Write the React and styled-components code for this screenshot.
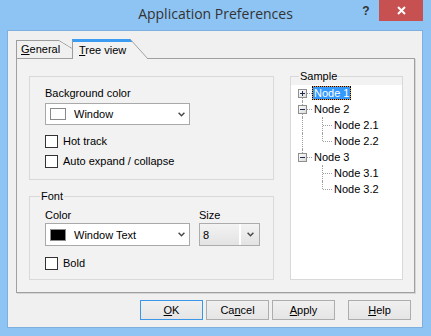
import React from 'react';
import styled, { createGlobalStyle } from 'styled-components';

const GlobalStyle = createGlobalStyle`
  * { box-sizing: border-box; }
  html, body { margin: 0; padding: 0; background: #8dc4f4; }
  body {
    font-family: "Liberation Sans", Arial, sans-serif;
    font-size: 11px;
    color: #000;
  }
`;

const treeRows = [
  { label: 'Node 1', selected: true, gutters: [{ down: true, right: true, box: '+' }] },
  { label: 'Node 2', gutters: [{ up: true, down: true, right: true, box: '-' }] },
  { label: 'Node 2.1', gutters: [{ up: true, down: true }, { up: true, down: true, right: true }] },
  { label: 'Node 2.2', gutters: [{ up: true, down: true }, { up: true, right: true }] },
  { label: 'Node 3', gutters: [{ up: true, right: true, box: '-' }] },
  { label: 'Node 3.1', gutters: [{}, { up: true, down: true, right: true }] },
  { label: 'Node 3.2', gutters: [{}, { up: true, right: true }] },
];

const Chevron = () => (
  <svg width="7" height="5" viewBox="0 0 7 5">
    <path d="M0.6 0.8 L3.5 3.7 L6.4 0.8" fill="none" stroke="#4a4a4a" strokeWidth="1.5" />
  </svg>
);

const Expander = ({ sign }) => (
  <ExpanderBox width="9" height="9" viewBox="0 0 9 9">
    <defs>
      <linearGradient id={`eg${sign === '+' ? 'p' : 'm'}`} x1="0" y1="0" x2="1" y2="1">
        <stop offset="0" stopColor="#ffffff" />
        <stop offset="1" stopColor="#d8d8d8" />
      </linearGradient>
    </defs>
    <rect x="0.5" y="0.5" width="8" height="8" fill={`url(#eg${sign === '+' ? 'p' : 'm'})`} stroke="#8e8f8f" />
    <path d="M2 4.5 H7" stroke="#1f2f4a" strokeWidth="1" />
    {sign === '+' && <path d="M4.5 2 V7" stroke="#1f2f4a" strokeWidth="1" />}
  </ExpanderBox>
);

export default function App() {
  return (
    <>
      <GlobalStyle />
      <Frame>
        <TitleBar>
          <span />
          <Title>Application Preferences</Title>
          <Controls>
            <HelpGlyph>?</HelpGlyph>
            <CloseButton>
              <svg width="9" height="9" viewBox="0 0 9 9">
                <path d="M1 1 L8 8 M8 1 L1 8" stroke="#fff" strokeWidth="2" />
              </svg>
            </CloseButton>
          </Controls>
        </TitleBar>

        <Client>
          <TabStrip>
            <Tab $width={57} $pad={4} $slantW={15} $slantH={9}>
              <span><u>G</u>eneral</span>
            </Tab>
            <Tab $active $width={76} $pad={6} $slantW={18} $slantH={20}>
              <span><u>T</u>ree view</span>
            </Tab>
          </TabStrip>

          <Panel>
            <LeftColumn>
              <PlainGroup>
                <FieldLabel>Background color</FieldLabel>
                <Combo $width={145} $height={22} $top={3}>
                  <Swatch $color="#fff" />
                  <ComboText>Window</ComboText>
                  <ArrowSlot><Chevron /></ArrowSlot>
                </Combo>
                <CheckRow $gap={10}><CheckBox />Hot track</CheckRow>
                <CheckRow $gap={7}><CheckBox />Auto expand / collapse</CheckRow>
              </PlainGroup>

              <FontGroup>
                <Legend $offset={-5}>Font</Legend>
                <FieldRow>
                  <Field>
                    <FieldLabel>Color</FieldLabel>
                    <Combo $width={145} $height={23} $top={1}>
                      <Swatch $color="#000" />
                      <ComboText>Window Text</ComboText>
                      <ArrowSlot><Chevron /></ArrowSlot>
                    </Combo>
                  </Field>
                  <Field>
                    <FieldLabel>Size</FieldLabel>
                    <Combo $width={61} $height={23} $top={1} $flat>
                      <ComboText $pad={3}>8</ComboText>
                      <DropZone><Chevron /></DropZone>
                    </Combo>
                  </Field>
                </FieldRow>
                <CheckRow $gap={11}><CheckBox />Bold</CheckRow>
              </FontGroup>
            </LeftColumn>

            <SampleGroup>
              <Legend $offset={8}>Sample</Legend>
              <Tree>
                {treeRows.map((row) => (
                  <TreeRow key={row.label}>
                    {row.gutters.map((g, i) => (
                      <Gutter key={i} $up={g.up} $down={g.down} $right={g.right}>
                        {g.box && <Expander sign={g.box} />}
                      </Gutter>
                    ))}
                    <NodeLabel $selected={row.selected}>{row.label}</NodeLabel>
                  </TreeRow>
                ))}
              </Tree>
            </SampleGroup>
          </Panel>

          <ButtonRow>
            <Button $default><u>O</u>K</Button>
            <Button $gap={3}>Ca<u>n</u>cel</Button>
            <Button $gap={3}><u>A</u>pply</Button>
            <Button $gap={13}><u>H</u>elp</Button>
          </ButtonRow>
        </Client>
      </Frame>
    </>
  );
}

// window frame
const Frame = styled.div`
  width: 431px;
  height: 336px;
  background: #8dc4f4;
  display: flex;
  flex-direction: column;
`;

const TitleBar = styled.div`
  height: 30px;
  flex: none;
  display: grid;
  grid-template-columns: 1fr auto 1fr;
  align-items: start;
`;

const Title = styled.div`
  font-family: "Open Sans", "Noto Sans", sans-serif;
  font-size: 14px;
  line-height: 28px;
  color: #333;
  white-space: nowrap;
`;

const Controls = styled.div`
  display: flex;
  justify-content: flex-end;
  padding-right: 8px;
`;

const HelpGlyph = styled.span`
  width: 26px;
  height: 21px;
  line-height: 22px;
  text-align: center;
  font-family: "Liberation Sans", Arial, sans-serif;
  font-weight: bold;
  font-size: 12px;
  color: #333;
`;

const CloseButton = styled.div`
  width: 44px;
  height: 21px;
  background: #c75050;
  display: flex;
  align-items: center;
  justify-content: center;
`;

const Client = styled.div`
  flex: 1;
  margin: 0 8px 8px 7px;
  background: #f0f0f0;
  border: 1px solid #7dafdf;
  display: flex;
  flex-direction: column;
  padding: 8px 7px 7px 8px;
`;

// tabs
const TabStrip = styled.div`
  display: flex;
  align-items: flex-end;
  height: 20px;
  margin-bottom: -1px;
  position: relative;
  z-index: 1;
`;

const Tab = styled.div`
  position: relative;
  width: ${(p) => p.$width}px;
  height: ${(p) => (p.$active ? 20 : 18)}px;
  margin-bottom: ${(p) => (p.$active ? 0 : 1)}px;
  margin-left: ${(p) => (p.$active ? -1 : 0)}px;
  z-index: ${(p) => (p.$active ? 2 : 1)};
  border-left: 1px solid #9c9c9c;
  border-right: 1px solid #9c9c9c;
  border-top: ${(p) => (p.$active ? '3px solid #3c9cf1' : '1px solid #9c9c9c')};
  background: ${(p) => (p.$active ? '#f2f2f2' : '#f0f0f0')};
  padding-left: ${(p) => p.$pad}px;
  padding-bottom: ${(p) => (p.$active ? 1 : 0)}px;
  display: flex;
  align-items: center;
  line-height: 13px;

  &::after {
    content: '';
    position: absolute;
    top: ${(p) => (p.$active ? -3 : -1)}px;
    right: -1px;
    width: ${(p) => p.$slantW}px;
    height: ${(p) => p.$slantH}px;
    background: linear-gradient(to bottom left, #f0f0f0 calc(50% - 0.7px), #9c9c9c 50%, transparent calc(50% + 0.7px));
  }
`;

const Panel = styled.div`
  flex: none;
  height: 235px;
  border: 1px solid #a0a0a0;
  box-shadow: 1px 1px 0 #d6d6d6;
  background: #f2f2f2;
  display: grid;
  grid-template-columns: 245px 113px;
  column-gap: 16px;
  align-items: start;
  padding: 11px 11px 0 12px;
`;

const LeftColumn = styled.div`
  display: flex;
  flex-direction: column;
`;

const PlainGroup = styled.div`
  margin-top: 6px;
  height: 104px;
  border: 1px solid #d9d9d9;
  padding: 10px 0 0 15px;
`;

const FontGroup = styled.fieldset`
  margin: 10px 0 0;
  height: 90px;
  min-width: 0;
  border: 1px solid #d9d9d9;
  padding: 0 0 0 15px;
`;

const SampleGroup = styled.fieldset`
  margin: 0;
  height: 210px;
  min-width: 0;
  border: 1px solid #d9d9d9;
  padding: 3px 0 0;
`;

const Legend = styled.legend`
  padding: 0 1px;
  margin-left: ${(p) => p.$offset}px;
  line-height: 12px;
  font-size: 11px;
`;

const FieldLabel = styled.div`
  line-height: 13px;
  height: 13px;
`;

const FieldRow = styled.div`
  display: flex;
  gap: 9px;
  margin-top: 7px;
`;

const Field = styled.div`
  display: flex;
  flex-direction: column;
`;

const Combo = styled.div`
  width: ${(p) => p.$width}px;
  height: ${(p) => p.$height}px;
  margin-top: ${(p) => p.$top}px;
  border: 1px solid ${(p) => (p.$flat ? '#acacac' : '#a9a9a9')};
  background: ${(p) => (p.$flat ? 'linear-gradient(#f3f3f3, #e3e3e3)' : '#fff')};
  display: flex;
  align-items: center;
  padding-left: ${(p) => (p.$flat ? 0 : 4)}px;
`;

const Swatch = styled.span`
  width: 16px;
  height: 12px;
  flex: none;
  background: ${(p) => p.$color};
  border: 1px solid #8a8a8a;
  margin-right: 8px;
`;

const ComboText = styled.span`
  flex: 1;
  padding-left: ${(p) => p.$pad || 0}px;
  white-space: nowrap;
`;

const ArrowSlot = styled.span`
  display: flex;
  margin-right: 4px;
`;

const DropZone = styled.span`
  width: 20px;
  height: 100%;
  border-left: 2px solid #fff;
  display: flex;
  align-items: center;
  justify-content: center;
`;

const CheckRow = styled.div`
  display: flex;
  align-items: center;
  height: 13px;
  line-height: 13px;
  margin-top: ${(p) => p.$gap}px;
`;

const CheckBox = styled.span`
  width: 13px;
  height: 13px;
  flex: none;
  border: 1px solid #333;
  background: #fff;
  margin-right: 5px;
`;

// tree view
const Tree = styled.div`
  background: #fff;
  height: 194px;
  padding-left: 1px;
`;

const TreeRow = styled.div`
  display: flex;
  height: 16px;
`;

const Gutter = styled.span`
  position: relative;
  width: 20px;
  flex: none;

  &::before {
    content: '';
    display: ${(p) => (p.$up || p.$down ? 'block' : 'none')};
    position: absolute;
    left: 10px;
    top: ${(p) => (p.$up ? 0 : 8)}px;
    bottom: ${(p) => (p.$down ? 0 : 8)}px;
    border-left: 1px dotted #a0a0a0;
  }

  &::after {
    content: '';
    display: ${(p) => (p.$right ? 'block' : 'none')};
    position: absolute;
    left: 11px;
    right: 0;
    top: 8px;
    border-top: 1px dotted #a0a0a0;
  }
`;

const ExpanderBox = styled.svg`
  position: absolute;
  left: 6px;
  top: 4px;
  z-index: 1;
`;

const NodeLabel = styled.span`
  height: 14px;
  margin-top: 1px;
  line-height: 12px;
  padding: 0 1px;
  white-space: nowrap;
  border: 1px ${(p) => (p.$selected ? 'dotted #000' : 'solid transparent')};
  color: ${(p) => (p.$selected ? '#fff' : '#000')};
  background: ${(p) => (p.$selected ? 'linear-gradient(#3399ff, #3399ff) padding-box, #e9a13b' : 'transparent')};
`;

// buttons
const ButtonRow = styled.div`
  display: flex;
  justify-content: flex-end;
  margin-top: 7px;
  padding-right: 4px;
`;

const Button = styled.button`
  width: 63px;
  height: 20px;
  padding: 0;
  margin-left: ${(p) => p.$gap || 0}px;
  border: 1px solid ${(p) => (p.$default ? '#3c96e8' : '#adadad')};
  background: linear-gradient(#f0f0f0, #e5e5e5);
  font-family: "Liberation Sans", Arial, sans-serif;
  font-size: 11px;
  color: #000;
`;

----

**What is expected**
Every line in the data that holds "React" should be copied out.

**Exercise response**
Write the React and styled-components code for this screenshot.
import React from 'react';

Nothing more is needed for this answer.